Ralph Godfrey Kercheval (December 1, 1911 – October 6, 2010) was an American football running back and punter. He played seven seasons in the National Football League (NFL) for the Brooklyn Dodgers. He was a prominent football player in college at Kentucky, chosen as the placekicker for an Associated Press Southeast Area All-Time football team 1920–1969 era.

==Thoroughbred horse racing==
Kercheval grew up in the heartland of American Thoroughbred horse breeding.
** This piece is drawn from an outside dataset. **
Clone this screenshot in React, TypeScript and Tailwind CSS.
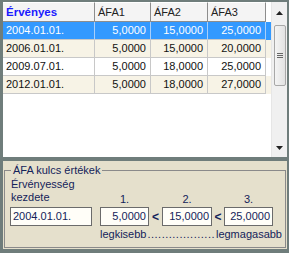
import React from "react";

const cols = [92, 56, 57, 58];
const rows = [
  ["2004.01.01.", "5,0000", "15,0000", "25,0000"],
  ["2006.01.01.", "5,0000", "15,0000", "20,0000"],
  ["2009.07.01.", "5,0000", "18,0000", "25,0000"],
  ["2012.01.01.", "5,0000", "18,0000", "27,0000"],
];
const rowBg = ["bg-[#3399ff] text-white", "bg-[#f7f3e6] text-[#111]", "bg-white text-[#111]", "bg-[#f7f3e6] text-[#111]"];

function Box({ w, text, left }: { w: string; text: string; left?: boolean }) {
  return (
    <div
      className={`${w} h-[19px] border border-[#6b6b6b] bg-[#fffef8] leading-[17px] text-[#14235a] ${
        left ? "pl-[2px] text-left" : "pr-[2px] text-right"
      }`}
    >
      {text}
    </div>
  );
}

export default function App() {
  return (
    <div className="w-[289px] h-[253px] bg-[#6f7d7b] flex flex-col pt-[2px] pl-[3px] pr-[2px] pb-[4px] gap-[4px] font-['Liberation_Sans',Arial,sans-serif] text-[11px] overflow-hidden">
      {/* grid */}
      <div className="h-[155px] bg-white flex shrink-0">
        <div className="w-[268px] flex flex-col">
          <div className="flex h-[20px]">
            {["Érvényes", "ÁFA1", "ÁFA2", "ÁFA3"].map((h, i) => (
              <div
                key={h}
                style={{ width: cols[i] }}
                className={`h-[20px] bg-[#f4f4f4] border-r border-b border-[#8d8d8d] border-t border-t-white pl-[3px] leading-[18px] ${
                  i === 0 ? "font-bold text-[#1a1aff] text-[11.5px]" : "text-[#222]"
                }`}
              >
                {h}
              </div>
            ))}
          </div>
          {rows.map((r, ri) => (
            <div key={ri} className={`flex h-[18px] ${rowBg[ri]}`}>
              {r.map((c, ci) => (
                <div
                  key={ci}
                  style={{ width: cols[ci] }}
                  className={`h-[18px] border-r border-b ${ri === 0 ? "border-r-[#a9cffa] border-b-[#c8c8c8]" : "border-[#c8c8c8]"} leading-[17px] ${
                    ci === 0 ? "pl-[3px] text-left" : "pr-[4px] text-right"
                  }`}
                >
                  {c}
                </div>
              ))}
            </div>
          ))}
        </div>
        {/* scrollbar */}
        <div className="w-[16px] bg-[#f0f0f0] border-l border-[#e6e6e6] flex flex-col items-center">
          <div className="h-[22px] flex items-center justify-center">
            <svg width="7" height="4" viewBox="0 0 7 4">
              <path d="M3.5 0 L7 4 L0 4 Z" fill="#222" />
            </svg>
          </div>
          <div className="mt-[1px] w-[12px] h-[61px] rounded-[2px] border border-[#a8a8a8] bg-gradient-to-r from-[#f4f4f4] to-[#e2e2e2] flex flex-col items-center justify-center gap-[1px]">
            <div className="w-[6px] h-[1px] bg-[#666]" />
            <div className="w-[6px] h-[1px] bg-[#666]" />
            <div className="w-[6px] h-[1px] bg-[#666]" />
          </div>
          <div className="flex-1" />
          <div className="h-[18px] flex items-center justify-center">
            <svg width="7" height="4" viewBox="0 0 7 4">
              <path d="M0 0 L7 0 L3.5 4 Z" fill="#222" />
            </svg>
          </div>
        </div>
      </div>
      {/* panel */}
      <div className="flex-1 bg-[#e5e0cc] flex flex-col">
        <fieldset className="flex-1 mt-[3px] mx-[1px] mb-[1px] border border-[#8a8a8a] min-w-0">
          <legend className="ml-[6px] px-[2px] leading-[12px] text-[#14235a]">ÁFA kulcs értékek</legend>
          <div className="pl-[5px] text-[#14235a]">
            <div className="flex items-end h-[28px] mt-[2px]">
              <div className="w-[90px] self-start leading-[13px] pl-[1px]">
                <div>Érvényesség</div>
                <div>kezdete</div>
              </div>
              <div className="w-[49px] text-center leading-[13px]">1.</div>
              <div className="w-[13px]" />
              <div className="w-[50px] text-center leading-[13px]">2.</div>
              <div className="w-[12px]" />
              <div className="w-[49px] text-center leading-[13px]">3.</div>
            </div>
            <div className="flex items-center mt-[1px]">
              <Box w="w-[82px]" text="2004.01.01." left />
              <div className="w-[8px]" />
              <Box w="w-[49px]" text="5,0000" />
              <div className="w-[13px] text-center font-bold text-[12px]">&lt;</div>
              <Box w="w-[50px]" text="15,0000" />
              <div className="w-[12px] text-center font-bold text-[12px]">&lt;</div>
              <Box w="w-[49px]" text="25,0000" />
            </div>
            <div className="flex justify-between ml-[90px] w-[182px] leading-[13px] mt-[2px] whitespace-nowrap">
              <span>legkisebb</span>
              <span className="tracking-[0.5px]">...................</span>
              <span>legmagasabb</span>
            </div>
          </div>
        </fieldset>
      </div>
    </div>
  );
}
He graduated from the University of Kentucky with a degree in animal husbandry and before playing pro football went to work for renowned racing stable owner, Cornelius Vanderbilt Whitney. When his football career ended, Kercheval returned to the Thoroughbred horse racing industry.

During World War II, Kercheval served with the cavalry in the United States Army.

He worked for a number of years as a trainer and was manager of Alfred G. Vanderbilt II's Sagamore Farm in Glyndon, Maryland from 1948 to 1958 and from 1969 to 1979 with Walter J. Salmon Jr.'s Mereworth Farm in his native Lexington. During 1971-1972, Kercheval also served as the President of the Thoroughbred Club of America.

He was a distant cousin of Dallas star Ken Kercheval.